■ What you need to do
Locate and copy all lines bearing the word "that".

■ Exercise material
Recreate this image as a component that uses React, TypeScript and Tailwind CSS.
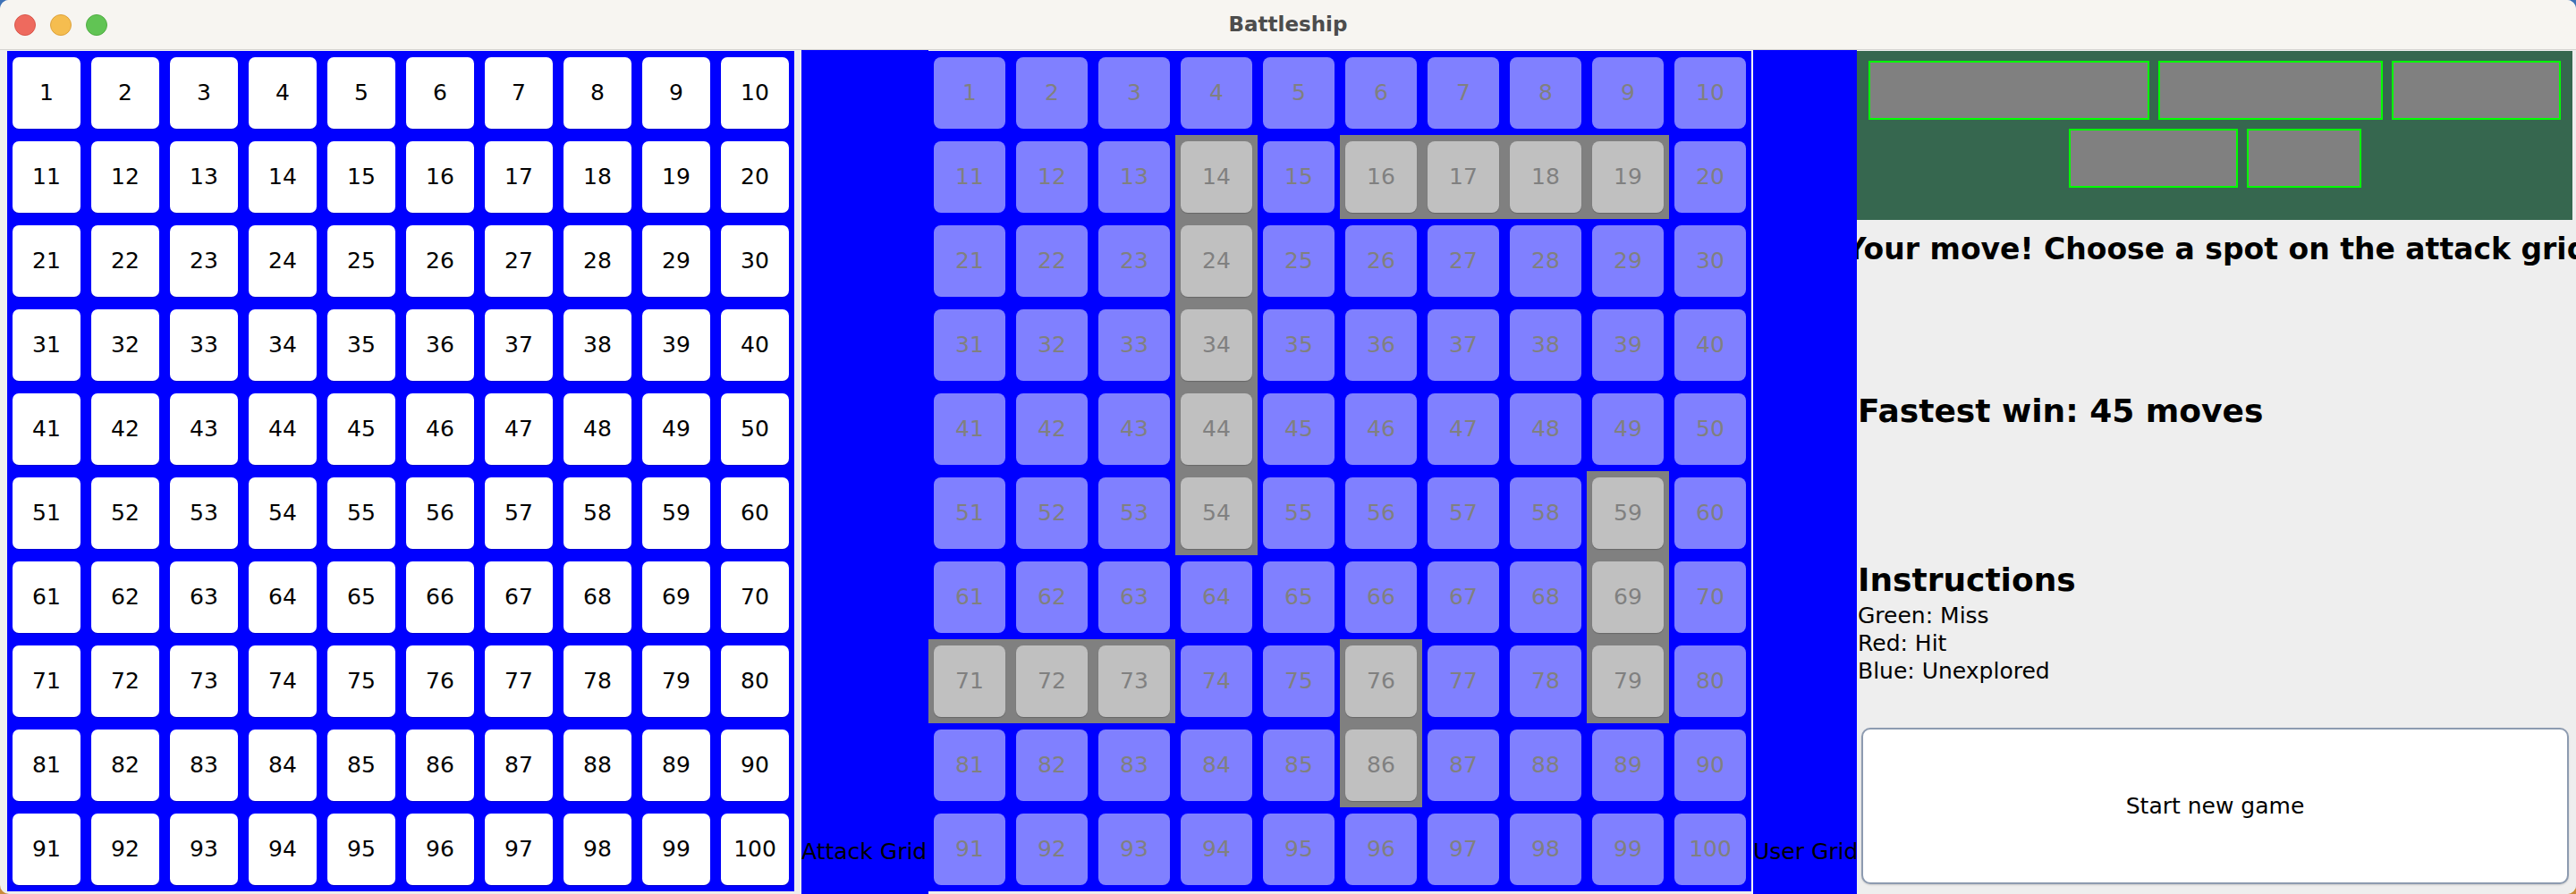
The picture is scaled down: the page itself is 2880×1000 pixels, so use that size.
import React from "react";

const ships = new Set([14, 24, 34, 44, 54, 16, 17, 18, 19, 59, 69, 79, 71, 72, 73, 76, 86]);
const nums = Array.from({ length: 100 }, (_, i) => i + 1);

function LeftGrid() {
  return (
    <div className="mt-px grid h-[940px] w-[880px] shrink-0 grid-cols-10 grid-rows-10 bg-[#0000ff]">
      {nums.map((n) => (
        <div key={n} className="px-[6px] py-[7px]">
          <div className="flex h-full w-full items-center justify-center rounded-[7px] bg-white text-[25px] text-black shadow-[0_1px_1px_rgba(0,0,0,0.18)]">
            {n}
          </div>
        </div>
      ))}
    </div>
  );
}

function MiddleGrid() {
  return (
    <div className="mt-px grid h-[940px] w-[920px] shrink-0 grid-cols-10 grid-rows-10 bg-[#0000ff]">
      {nums.map((n) => {
        const ship = ships.has(n);
        return (
          <div key={n} className={ship ? "bg-[#808080] px-[6px] py-[7px]" : "px-[6px] py-[7px]"}>
            <div
              className={
                ship
                  ? "flex h-full w-full items-center justify-center rounded-[8px] bg-[#c0c0c0] text-[25px] text-[#808080] shadow-[0_1px_1px_rgba(0,0,0,0.2)]"
                  : "flex h-full w-full items-center justify-center rounded-[8px] bg-[#8080ff] text-[25px] text-[#808080]"
              }
            >
              {n}
            </div>
          </div>
        );
      })}
    </div>
  );
}

function ShipBox({ w }: { w: string }) {
  return <div className={`h-[66px] border-2 border-[#00ff00] bg-[#808080] ${w}`} />;
}

function RightPanel() {
  return (
    <div className="flex min-w-0 flex-1 flex-col overflow-hidden bg-[#eeeeee]">
      <div className="mr-[4px] mt-px flex h-[189px] shrink-0 flex-col items-center gap-[10px] bg-[#36674f] pt-[11px]">
        <div className="flex gap-[10px]">
          <ShipBox w="w-[314px]" />
          <ShipBox w="w-[251px]" />
          <ShipBox w="w-[189px]" />
        </div>
        <div className="flex gap-[10px]">
          <ShipBox w="w-[189px]" />
          <ShipBox w="w-[128px]" />
        </div>
      </div>
      <div className="mt-[13px] flex h-[40px] shrink-0 justify-center overflow-hidden">
        <div className="shrink-0 whitespace-nowrap text-[33px] font-bold leading-[40px] text-black">
          Your move! Choose a spot on the attack grid
        </div>
      </div>
      <div className="mt-[139px] h-[44px] shrink-0 whitespace-nowrap pl-[1px] text-[36px] font-bold leading-[44px] text-black">
        Fastest win: 45 moves
      </div>
      <div className="mt-[145px] h-[44px] shrink-0 whitespace-nowrap pl-[1px] text-[36px] font-bold leading-[44px] text-black">
        Instructions
      </div>
      <div className="mt-[2px] flex shrink-0 flex-col pl-[1px] text-[25px] leading-[31px] text-black">
        <div>Green: Miss</div>
        <div>Red: Hit</div>
        <div>Blue: Unexplored</div>
      </div>
      <div className="ml-[5px] mr-[8px] mt-[48px] flex h-[175px] shrink-0 items-center justify-center rounded-[10px] border-2 border-[#8d9bb0] bg-white text-[25px] text-black shadow-[0_1px_2px_rgba(0,0,0,0.15)]">
        Start new game
      </div>
    </div>
  );
}

export default function App() {
  return (
    <div className="h-[1000px] w-[2880px] bg-gradient-to-b from-[#3f73b8] to-[#c98b3b] font-['DejaVu_Sans',sans-serif]">
      <div className="flex h-full w-full flex-col overflow-hidden rounded-[10px] bg-[#eeeeee]">
        <div className="relative flex h-[56px] shrink-0 items-center justify-center border-b border-[#d6d4d1] bg-[#f7f5f1]">
          <div className="absolute left-[16px] top-[16px] flex gap-[16px]">
            <div className="h-[24px] w-[24px] rounded-full border border-[#d9574c] bg-[#ee6a5e]" />
            <div className="h-[24px] w-[24px] rounded-full border border-[#dea33d] bg-[#f5bd4f]" />
            <div className="h-[24px] w-[24px] rounded-full border border-[#52ad45] bg-[#61c454]" />
          </div>
          <div className="text-[23px] font-bold text-[#4c4c4c]">Battleship</div>
        </div>
        <div className="flex min-h-0 flex-1">
          <div className="w-[8px] shrink-0" />
          <LeftGrid />
          <div className="w-[8px] shrink-0" />
          <div className="flex w-[142px] shrink-0 flex-col justify-end overflow-hidden bg-[#0000ff] pb-[32px]">
            <div className="whitespace-nowrap text-[25px] leading-[30px] text-black">Attack Grid</div>
          </div>
          <MiddleGrid />
          <div className="w-[2px] shrink-0 bg-[#f7f7f7]" />
          <div className="flex w-[116px] shrink-0 flex-col justify-end overflow-hidden bg-[#0000ff] pb-[32px]">
            <div className="whitespace-nowrap text-[25px] leading-[30px] text-black">User Grid</div>
          </div>
          <RightPanel />
        </div>
      </div>
    </div>
  );
}
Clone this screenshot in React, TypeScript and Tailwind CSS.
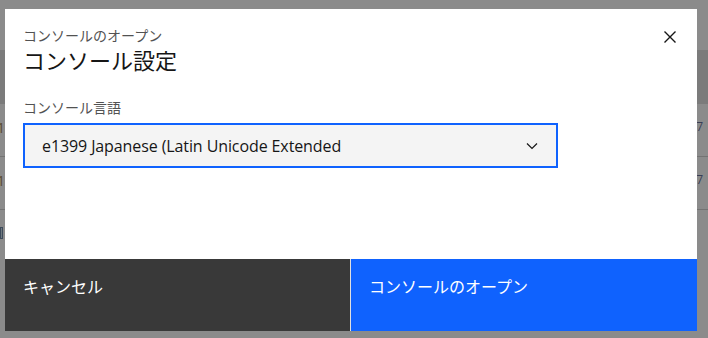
import React from "react";

const jp = { fontFamily: '"Noto Sans CJK JP", "Noto Sans", sans-serif' };
const latin = { fontFamily: '"Open Sans", "Noto Sans CJK JP", sans-serif' };

function BgRow({ last }: { last?: boolean }) {
  return (
    <div className={`h-[53px] flex items-center justify-between pb-[6px] ${last ? "" : "border-b border-[#737373]"}`}>
      <span className="text-[14px] text-[#5a4a30] -ml-[3px]" style={latin}>1</span>
      <span className="text-[12px] text-[#3a3f55] mr-[5px]" style={latin}>7</span>
    </div>
  );
}

export default function App() {
  return (
    <div className="relative w-[708px] h-[338px] overflow-hidden bg-[#8b8b8b]">
      {/* underlying page seen through overlay */}
      <div className="flex flex-col">
        <div className="h-[50px]" />
        <div className="h-[54px] bg-[#7b7b7b]" />
        <BgRow />
        <BgRow />
        <div className="h-[53px] flex items-start pt-[17px]">
          <div className="w-[3px] h-[12px] border border-[#3d4a5a] bg-[#6f7a80]" />
        </div>
      </div>

      {/* modal */}
      <div className="absolute left-[5px] top-[9px] w-[692px] h-[322px] bg-white flex flex-col">
        <div className="relative pl-[18px] pt-[17px] flex-1">
          <div className="text-[14px] leading-[18px] text-[#525252]" style={jp}>
            コンソールのオープン
          </div>
          <div className="mt-[1px] text-[22px] leading-[28px] text-[#161616]" style={jp}>
            コンソール設定
          </div>
          <div className="mt-[25px] text-[14px] leading-[18px] text-[#525252]" style={jp}>
            コンソール言語
          </div>
          <div className="mt-[7px] w-[535px] h-[45px] bg-[#f4f4f4] border-2 border-[#0f62fe] flex items-center justify-between pl-[17px] pr-[18px]">
            <span className="text-[16px] text-[#161616] tracking-[-0.1px]" style={latin}>
              e1399 Japanese (Latin Unicode Extended
            </span>
            <svg width="12" height="8" viewBox="0 0 12 8" fill="none">
              <path d="M1 1.5 L6 6.5 L11 1.5" stroke="#161616" strokeWidth="1.2" />
            </svg>
          </div>
          <button className="absolute right-[20px] top-[21px] w-[14px] h-[14px] flex items-center justify-center">
            <svg width="14" height="14" viewBox="0 0 14 14" fill="none">
              <path d="M1.5 1.5 L12.5 12.5 M12.5 1.5 L1.5 12.5" stroke="#161616" strokeWidth="1.4" />
            </svg>
          </button>
        </div>
        <div className="h-[72px] flex">
          <div className="w-[345px] bg-[#393939] text-white text-[16px] leading-[22px] pl-[18px] pt-[16px]" style={jp}>
            キャンセル
          </div>
          <div className="w-px bg-[#e0e0e0]" />
          <div className="flex-1 bg-[#0f62fe] text-white text-[16px] leading-[22px] pl-[18px] pt-[16px]" style={jp}>
            コンソールのオープン
          </div>
        </div>
      </div>
    </div>
  );
}
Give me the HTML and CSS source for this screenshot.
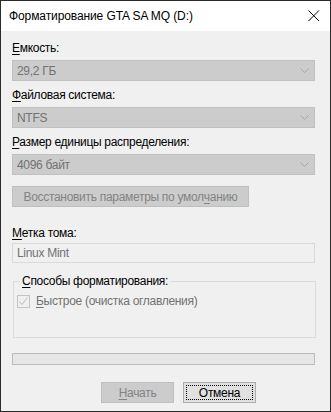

■ Completed task
Recreate this image as a component that uses React, TypeScript and Tailwind CSS.
The picture is scaled down: the page itself is 2880×1000 pixels, so use that size.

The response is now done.